▸ Source data
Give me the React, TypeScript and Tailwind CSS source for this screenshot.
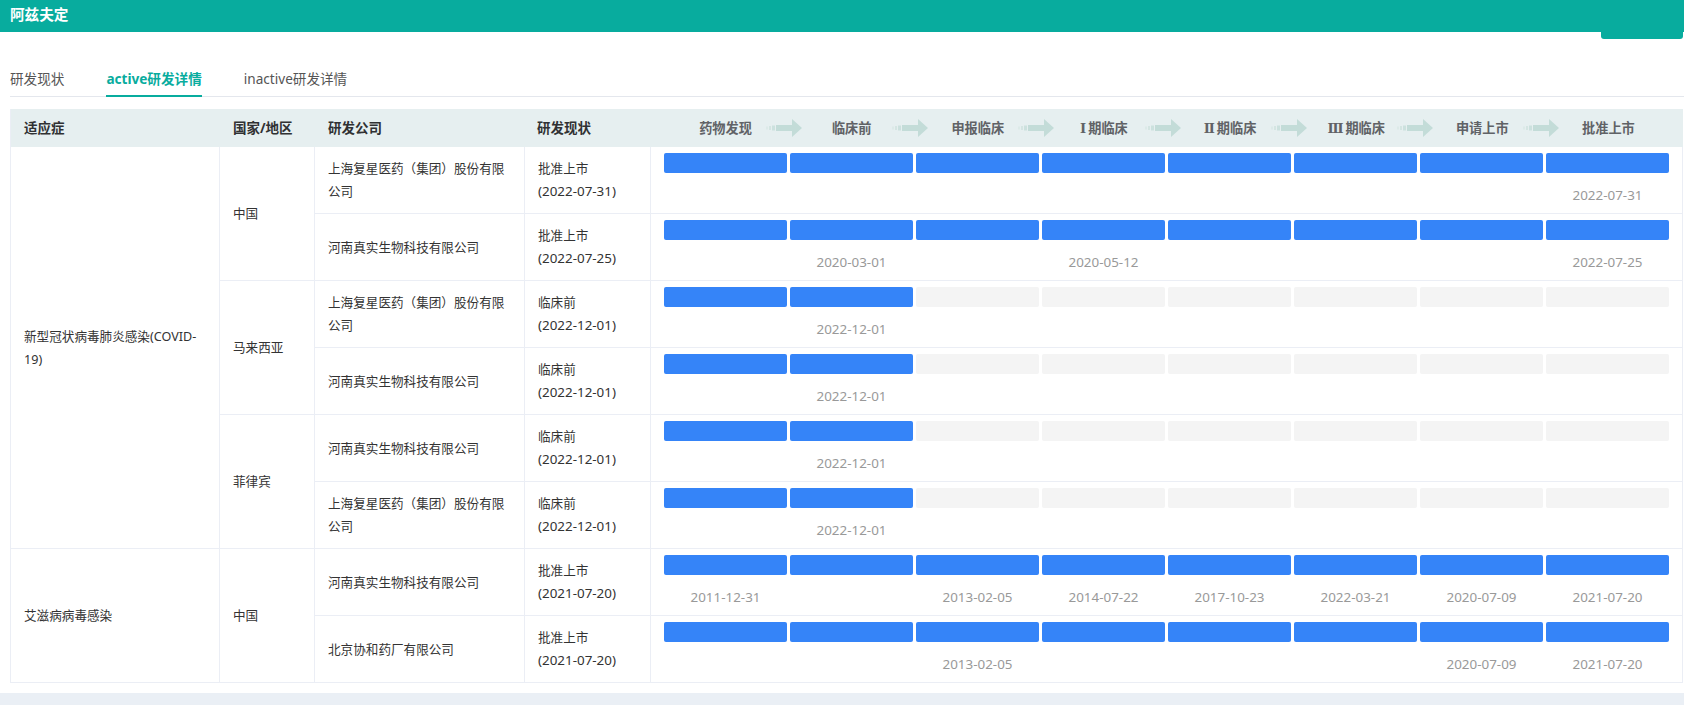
import { Fragment } from 'react';

const TEAL = '#08ac9e';

const stages = ['药物发现', '临床前', '申报临床', 'Ⅰ期临床', 'Ⅱ期临床', 'Ⅲ期临床', '申请上市', '批准上市'];

type Trial = {
  company: string;
  status: string;
  date: string;
  filled: number;
  dates: (string | null)[];
};

type Country = { name: string; trials: Trial[] };
type Indication = { name: string; span: string; countries: Country[] };

const data: Indication[] = [
  {
    name: '新型冠状病毒肺炎感染(COVID-19)',
    span: 'row-span-6',
    countries: [
      {
        name: '中国',
        trials: [
          {
            company: '上海复星医药（集团）股份有限公司',
            status: '批准上市',
            date: '2022-07-31',
            filled: 8,
            dates: [null, null, null, null, null, null, null, '2022-07-31'],
          },
          {
            company: '河南真实生物科技有限公司',
            status: '批准上市',
            date: '2022-07-25',
            filled: 8,
            dates: [null, '2020-03-01', null, '2020-05-12', null, null, null, '2022-07-25'],
          },
        ],
      },
      {
        name: '马来西亚',
        trials: [
          {
            company: '上海复星医药（集团）股份有限公司',
            status: '临床前',
            date: '2022-12-01',
            filled: 2,
            dates: [null, '2022-12-01', null, null, null, null, null, null],
          },
          {
            company: '河南真实生物科技有限公司',
            status: '临床前',
            date: '2022-12-01',
            filled: 2,
            dates: [null, '2022-12-01', null, null, null, null, null, null],
          },
        ],
      },
      {
        name: '菲律宾',
        trials: [
          {
            company: '河南真实生物科技有限公司',
            status: '临床前',
            date: '2022-12-01',
            filled: 2,
            dates: [null, '2022-12-01', null, null, null, null, null, null],
          },
          {
            company: '上海复星医药（集团）股份有限公司',
            status: '临床前',
            date: '2022-12-01',
            filled: 2,
            dates: [null, '2022-12-01', null, null, null, null, null, null],
          },
        ],
      },
    ],
  },
  {
    name: '艾滋病病毒感染',
    span: 'row-span-2',
    countries: [
      {
        name: '中国',
        trials: [
          {
            company: '河南真实生物科技有限公司',
            status: '批准上市',
            date: '2021-07-20',
            filled: 8,
            dates: ['2011-12-31', null, '2013-02-05', '2014-07-22', '2017-10-23', '2022-03-21', '2020-07-09', '2021-07-20'],
          },
          {
            company: '北京协和药厂有限公司',
            status: '批准上市',
            date: '2021-07-20',
            filled: 8,
            dates: [null, null, '2013-02-05', null, null, null, '2020-07-09', '2021-07-20'],
          },
        ],
      },
    ],
  },
];

function StepArrow() {
  return (
    <svg
      width="36"
      height="18"
      viewBox="0 0 36 18"
      className="absolute right-[-15px] top-1/2 -translate-y-1/2"
      aria-hidden
    >
      <rect x="0" y="7.5" width="2" height="3" fill="#dceae8" />
      <rect x="3" y="7" width="2" height="4" fill="#d4e5e2" />
      <rect x="6" y="6.5" width="3" height="5" fill="#cce1de" />
      <rect x="10" y="6" width="17" height="6" fill="#c3dcd8" />
      <path d="M26 0 L36 9 L26 18 Z" fill="#c3dcd8" />
    </svg>
  );
}

// roman numerals in the reference are drawn with serifs
function StageLabel({ text }: { text: string }) {
  const first = text[0];
  if (first === 'Ⅰ' || first === 'Ⅱ' || first === 'Ⅲ') {
    return (
      <>
        <span className="mr-[2px]" style={{ fontFamily: '"DejaVu Serif", serif' }}>
          {first}
        </span>
        {text.slice(1)}
      </>
    );
  }
  return <>{text}</>;
}

const cell = 'border-r border-b border-[#ebeef5]';
const textCell = `${cell} flex items-center px-[13px] text-[12.6px] leading-[23px] text-[#333]`;

function StageCell({ trial }: { trial: Trial }) {
  return (
    <div className={`${cell} px-[13px] pt-[6px]`}>
      <div className="grid grid-cols-8 gap-x-[3px]">
        {stages.map((s, i) => (
          <div
            key={s}
            className={`h-[20px] rounded-[2px] ${i < trial.filled ? 'bg-[#3584f8]' : 'bg-[#f4f4f4]'}`}
          />
        ))}
        {trial.dates.map((d, i) => (
          <div key={i} className="mt-[12px] text-center text-[13.4px] leading-[20px] text-[#999]">
            {d ?? '\u00a0'}
          </div>
        ))}
      </div>
    </div>
  );
}

export default function App() {
  return (
    <div
      className="min-h-screen bg-[#eaeff5]"
      style={{ fontFamily: '"Noto Sans", "Noto Sans CJK SC", sans-serif' }}
    >
      <div className="bg-white pb-[10px]">
        <div
          className="h-[32px] px-[10px] pt-[3px] text-[14.6px] font-bold leading-[22px] text-white"
          style={{ backgroundColor: TEAL }}
        >
          阿兹夫定
        </div>
        <div className="flex justify-end">
          <div className="mr-px h-[7px] w-[82px] rounded-b-[3px]" style={{ backgroundColor: TEAL }} />
        </div>

        <div className="ml-[10px] mt-[30px] flex gap-[42px] border-b border-[#e4e7ed] text-[13.6px] leading-[20px]">
          <span className="-mb-px border-b-2 border-transparent pb-[6px] text-[#555]">研发现状</span>
          <span className="-mb-px border-b-2 border-[#08ac9e] pb-[6px] font-bold text-[#08ac9e]">active研发详情</span>
          <span className="-mb-px border-b-2 border-transparent pb-[6px] text-[#555]">inactive研发详情</span>
        </div>

        <div className="ml-[10px] mt-[12px] grid w-[1673px] grid-cols-[209px_95px_210px_126px_1032px] grid-rows-[38px_repeat(8,67px)] border-l border-[#ebeef5]">
          <div className="flex items-center bg-[#e6eff0] px-[13px] text-[13.5px] font-bold text-[#303133]">适应症</div>
          <div className="flex items-center bg-[#e6eff0] px-[13px] text-[13.5px] font-bold text-[#303133]">国家/地区</div>
          <div className="flex items-center bg-[#e6eff0] px-[13px] text-[13.5px] font-bold text-[#303133]">研发公司</div>
          <div className="flex items-center bg-[#e6eff0] px-[12px] text-[13.5px] font-bold text-[#303133]">研发现状</div>
          <div className="flex items-center bg-[#e6eff0] px-[13px]">
            <div className="grid w-full grid-cols-8 gap-x-[3px]">
              {stages.map((s, i) => (
                <div
                  key={s}
                  className="relative flex justify-center text-[13.2px] font-bold leading-[20px] text-[#606266]"
                >
                  <span>
                    <StageLabel text={s} />
                  </span>
                  {i < stages.length - 1 && <StepArrow />}
                </div>
              ))}
            </div>
          </div>

          {data.map((ind) => (
            <Fragment key={ind.name}>
              <div className={`${textCell} ${ind.span}`}>{ind.name}</div>
              {ind.countries.map((c) => (
                <Fragment key={c.name}>
                  <div className={`${textCell} row-span-2`}>{c.name}</div>
                  {c.trials.map((t) => (
                    <Fragment key={t.company}>
                      <div className={textCell}>{t.company}</div>
                      <div className={`${textCell} px-[12px]`}>
                        <div>
                          <div>{t.status}</div>
                          <div className="text-[13.4px]">({t.date})</div>
                        </div>
                      </div>
                      <StageCell trial={t} />
                    </Fragment>
                  ))}
                </Fragment>
              ))}
            </Fragment>
          ))}
        </div>
      </div>
    </div>
  );
}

▸ Work required
Please extract exactly the lines of the data, from the first through the line containing "string; span: string;", and add no pictures to the copy.

▸ Task result
Give me the React, TypeScript and Tailwind CSS source for this screenshot.
import { Fragment } from 'react';

const TEAL = '#08ac9e';

const stages = ['药物发现', '临床前', '申报临床', 'Ⅰ期临床', 'Ⅱ期临床', 'Ⅲ期临床', '申请上市', '批准上市'];

type Trial = {
  company: string;
  status: string;
  date: string;
  filled: number;
  dates: (string | null)[];
};

type Country = { name: string; trials: Trial[] };
type Indication = { name: string; span: string; countries: Country[] };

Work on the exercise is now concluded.